■ DIRECTION ■
Can you reproduce the data beneath, keeping every line exact?

* * * * *

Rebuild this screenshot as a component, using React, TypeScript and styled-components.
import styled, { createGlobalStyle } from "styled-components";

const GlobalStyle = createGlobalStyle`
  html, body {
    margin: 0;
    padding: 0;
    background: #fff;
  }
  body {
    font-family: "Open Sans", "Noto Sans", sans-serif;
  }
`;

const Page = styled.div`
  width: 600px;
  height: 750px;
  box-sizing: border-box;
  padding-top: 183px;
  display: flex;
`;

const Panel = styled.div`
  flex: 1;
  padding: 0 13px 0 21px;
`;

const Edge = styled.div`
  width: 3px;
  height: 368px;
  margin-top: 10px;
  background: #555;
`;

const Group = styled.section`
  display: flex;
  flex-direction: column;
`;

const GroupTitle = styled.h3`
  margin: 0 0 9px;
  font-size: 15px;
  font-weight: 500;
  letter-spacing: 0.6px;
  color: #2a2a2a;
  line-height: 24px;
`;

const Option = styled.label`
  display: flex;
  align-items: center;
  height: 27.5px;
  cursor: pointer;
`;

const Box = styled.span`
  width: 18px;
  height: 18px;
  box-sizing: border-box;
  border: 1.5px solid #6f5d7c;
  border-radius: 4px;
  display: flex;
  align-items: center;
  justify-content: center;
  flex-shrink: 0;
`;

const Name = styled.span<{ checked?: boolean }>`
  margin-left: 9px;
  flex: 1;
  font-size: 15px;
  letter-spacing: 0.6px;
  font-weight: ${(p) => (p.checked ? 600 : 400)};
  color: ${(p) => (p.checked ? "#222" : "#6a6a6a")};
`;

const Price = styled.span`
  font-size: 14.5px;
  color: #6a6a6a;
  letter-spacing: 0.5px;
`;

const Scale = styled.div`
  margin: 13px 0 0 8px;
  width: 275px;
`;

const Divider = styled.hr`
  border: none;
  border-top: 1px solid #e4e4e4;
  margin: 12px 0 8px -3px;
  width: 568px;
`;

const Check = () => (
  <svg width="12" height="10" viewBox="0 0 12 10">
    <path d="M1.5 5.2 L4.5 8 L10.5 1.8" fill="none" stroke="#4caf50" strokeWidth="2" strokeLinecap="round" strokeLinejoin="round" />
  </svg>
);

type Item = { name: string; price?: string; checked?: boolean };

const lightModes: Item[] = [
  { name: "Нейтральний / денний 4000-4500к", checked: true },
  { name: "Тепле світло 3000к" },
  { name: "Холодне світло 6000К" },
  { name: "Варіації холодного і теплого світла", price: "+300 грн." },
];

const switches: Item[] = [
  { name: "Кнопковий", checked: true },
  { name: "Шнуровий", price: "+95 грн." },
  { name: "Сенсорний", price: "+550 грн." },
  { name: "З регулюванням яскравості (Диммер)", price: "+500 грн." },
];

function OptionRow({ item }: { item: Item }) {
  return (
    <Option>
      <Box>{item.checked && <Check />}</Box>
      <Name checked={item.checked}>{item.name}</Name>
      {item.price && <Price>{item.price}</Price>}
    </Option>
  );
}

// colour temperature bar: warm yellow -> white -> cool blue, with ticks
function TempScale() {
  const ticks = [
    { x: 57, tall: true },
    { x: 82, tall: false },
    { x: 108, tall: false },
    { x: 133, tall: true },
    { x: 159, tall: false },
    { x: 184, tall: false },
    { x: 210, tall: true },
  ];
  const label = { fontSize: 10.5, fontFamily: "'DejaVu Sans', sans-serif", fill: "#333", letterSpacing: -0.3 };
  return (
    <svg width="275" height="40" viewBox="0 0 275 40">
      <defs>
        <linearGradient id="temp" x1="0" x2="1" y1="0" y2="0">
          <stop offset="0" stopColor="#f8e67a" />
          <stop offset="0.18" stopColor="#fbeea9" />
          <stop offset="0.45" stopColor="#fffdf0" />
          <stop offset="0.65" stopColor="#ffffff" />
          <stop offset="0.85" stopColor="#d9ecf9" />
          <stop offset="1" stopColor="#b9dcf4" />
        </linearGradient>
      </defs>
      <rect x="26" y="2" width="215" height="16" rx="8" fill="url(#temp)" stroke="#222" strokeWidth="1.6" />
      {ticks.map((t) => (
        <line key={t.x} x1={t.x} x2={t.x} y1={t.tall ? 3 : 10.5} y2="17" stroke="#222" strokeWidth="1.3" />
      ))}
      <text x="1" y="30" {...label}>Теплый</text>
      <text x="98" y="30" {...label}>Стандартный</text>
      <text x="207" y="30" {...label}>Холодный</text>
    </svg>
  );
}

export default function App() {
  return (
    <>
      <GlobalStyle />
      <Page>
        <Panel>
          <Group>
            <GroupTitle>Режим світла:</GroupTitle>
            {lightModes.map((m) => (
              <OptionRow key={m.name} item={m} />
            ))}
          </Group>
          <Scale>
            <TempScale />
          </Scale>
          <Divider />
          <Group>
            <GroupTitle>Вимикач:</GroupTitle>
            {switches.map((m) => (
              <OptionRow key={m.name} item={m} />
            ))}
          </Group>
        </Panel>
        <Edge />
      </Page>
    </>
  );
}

* * * * *

■ SOLVED EXERCISE ■
Rebuild this screenshot as a component, using React, TypeScript and styled-components.
import styled, { createGlobalStyle } from "styled-components";

const GlobalStyle = createGlobalStyle`
  html, body {
    margin: 0;
    padding: 0;
    background: #fff;
  }
  body {
    font-family: "Open Sans", "Noto Sans", sans-serif;
  }
`;

const Page = styled.div`
  width: 600px;
  height: 750px;
  box-sizing: border-box;
  padding-top: 183px;
  display: flex;
`;

const Panel = styled.div`
  flex: 1;
  padding: 0 13px 0 21px;
`;

const Edge = styled.div`
  width: 3px;
  height: 368px;
  margin-top: 10px;
  background: #555;
`;

const Group = styled.section`
  display: flex;
  flex-direction: column;
`;

const GroupTitle = styled.h3`
  margin: 0 0 9px;
  font-size: 15px;
  font-weight: 500;
  letter-spacing: 0.6px;
  color: #2a2a2a;
  line-height: 24px;
`;

const Option = styled.label`
  display: flex;
  align-items: center;
  height: 27.5px;
  cursor: pointer;
`;

const Box = styled.span`
  width: 18px;
  height: 18px;
  box-sizing: border-box;
  border: 1.5px solid #6f5d7c;
  border-radius: 4px;
  display: flex;
  align-items: center;
  justify-content: center;
  flex-shrink: 0;
`;

const Name = styled.span<{ checked?: boolean }>`
  margin-left: 9px;
  flex: 1;
  font-size: 15px;
  letter-spacing: 0.6px;
  font-weight: ${(p) => (p.checked ? 600 : 400)};
  color: ${(p) => (p.checked ? "#222" : "#6a6a6a")};
`;

const Price = styled.span`
  font-size: 14.5px;
  color: #6a6a6a;
  letter-spacing: 0.5px;
`;

const Scale = styled.div`
  margin: 13px 0 0 8px;
  width: 275px;
`;

const Divider = styled.hr`
  border: none;
  border-top: 1px solid #e4e4e4;
  margin: 12px 0 8px -3px;
  width: 568px;
`;

const Check = () => (
  <svg width="12" height="10" viewBox="0 0 12 10">
    <path d="M1.5 5.2 L4.5 8 L10.5 1.8" fill="none" stroke="#4caf50" strokeWidth="2" strokeLinecap="round" strokeLinejoin="round" />
  </svg>
);

type Item = { name: string; price?: string; checked?: boolean };

const lightModes: Item[] = [
  { name: "Нейтральний / денний 4000-4500к", checked: true },
  { name: "Тепле світло 3000к" },
  { name: "Холодне світло 6000К" },
  { name: "Варіації холодного і теплого світла", price: "+300 грн." },
];

const switches: Item[] = [
  { name: "Кнопковий", checked: true },
  { name: "Шнуровий", price: "+95 грн." },
  { name: "Сенсорний", price: "+550 грн." },
  { name: "З регулюванням яскравості (Диммер)", price: "+500 грн." },
];

function OptionRow({ item }: { item: Item }) {
  return (
    <Option>
      <Box>{item.checked && <Check />}</Box>
      <Name checked={item.checked}>{item.name}</Name>
      {item.price && <Price>{item.price}</Price>}
    </Option>
  );
}

// colour temperature bar: warm yellow -> white -> cool blue, with ticks
function TempScale() {
  const ticks = [
    { x: 57, tall: true },
    { x: 82, tall: false },
    { x: 108, tall: false },
    { x: 133, tall: true },
    { x: 159, tall: false },
    { x: 184, tall: false },
    { x: 210, tall: true },
  ];
  const label = { fontSize: 10.5, fontFamily: "'DejaVu Sans', sans-serif", fill: "#333", letterSpacing: -0.3 };
  return (
    <svg width="275" height="40" viewBox="0 0 275 40">
      <defs>
        <linearGradient id="temp" x1="0" x2="1" y1="0" y2="0">
          <stop offset="0" stopColor="#f8e67a" />
          <stop offset="0.18" stopColor="#fbeea9" />
          <stop offset="0.45" stopColor="#fffdf0" />
          <stop offset="0.65" stopColor="#ffffff" />
          <stop offset="0.85" stopColor="#d9ecf9" />
          <stop offset="1" stopColor="#b9dcf4" />
        </linearGradient>
      </defs>
      <rect x="26" y="2" width="215" height="16" rx="8" fill="url(#temp)" stroke="#222" strokeWidth="1.6" />
      {ticks.map((t) => (
        <line key={t.x} x1={t.x} x2={t.x} y1={t.tall ? 3 : 10.5} y2="17" stroke="#222" strokeWidth="1.3" />
      ))}
      <text x="1" y="30" {...label}>Теплый</text>
      <text x="98" y="30" {...label}>Стандартный</text>
      <text x="207" y="30" {...label}>Холодный</text>
    </svg>
  );
}

export default function App() {
  return (
    <>
      <GlobalStyle />
      <Page>
        <Panel>
          <Group>
            <GroupTitle>Режим світла:</GroupTitle>
            {lightModes.map((m) => (
              <OptionRow key={m.name} item={m} />
            ))}
          </Group>
          <Scale>
            <TempScale />
          </Scale>
          <Divider />
          <Group>
            <GroupTitle>Вимикач:</GroupTitle>
            {switches.map((m) => (
              <OptionRow key={m.name} item={m} />
            ))}
          </Group>
        </Panel>
        <Edge />
      </Page>
    </>
  );
}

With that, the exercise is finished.